# trail camera question



## Graybeard (Aug 17, 2017)

I have an older Moultrie D-40 trail camera that doesn't take pictures anymore. I can turn it on and set the time and date which it keeps perfectly, the laser works to set it up but I have no pictures. I've switched data cards but still nothing. It won't work manually either. My hunch is the shutter is broke. Any other thoughts?


----------



## Eric Rorabaugh (Aug 17, 2017)

Hey David. We use some Moultrie cameras for work. Contact them. Depending on how old, you may be able to send it back to them to be checked and maybe fixed. But with the price of new ones, it may be better to just get a new one.


----------



## Graybeard (Aug 18, 2017)

Thanks Eric. I did contact them and still waiting.

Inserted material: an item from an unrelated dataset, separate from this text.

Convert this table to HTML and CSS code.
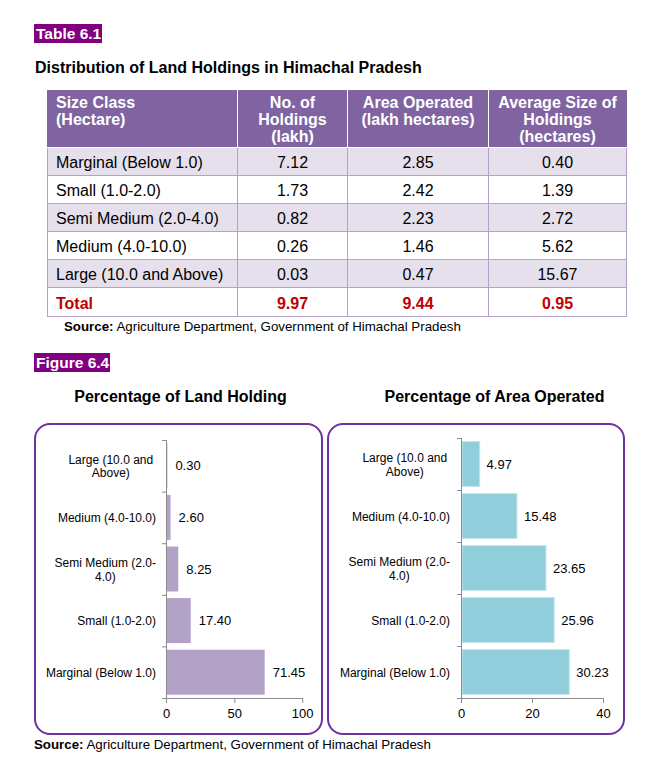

Because I want to see what's digging in my shed before setting up a trap I did pick up new one. (Tired of live trapping skunks)


----------



## rocky1 (Aug 18, 2017)

Life expectancy on trail cameras is not great, no matter the brand. Have tried several and all fail way sooner than they should. Ordering 4 - 5 at a time I'm usually lucky to see 50% survive 2 years, but mine stay out year round.

Reactions: Agree 1


----------



## Graybeard (Aug 19, 2017)

Rocky, you were spot on. The reply:

*Joseph* (Pradco Outdoor Brands)

Aug 18, 15:41 CDT

Mr. Fritz,

Unfortunately, we no longer have a repair department due to the costs of repairs being higher than purchasing a new one.


----------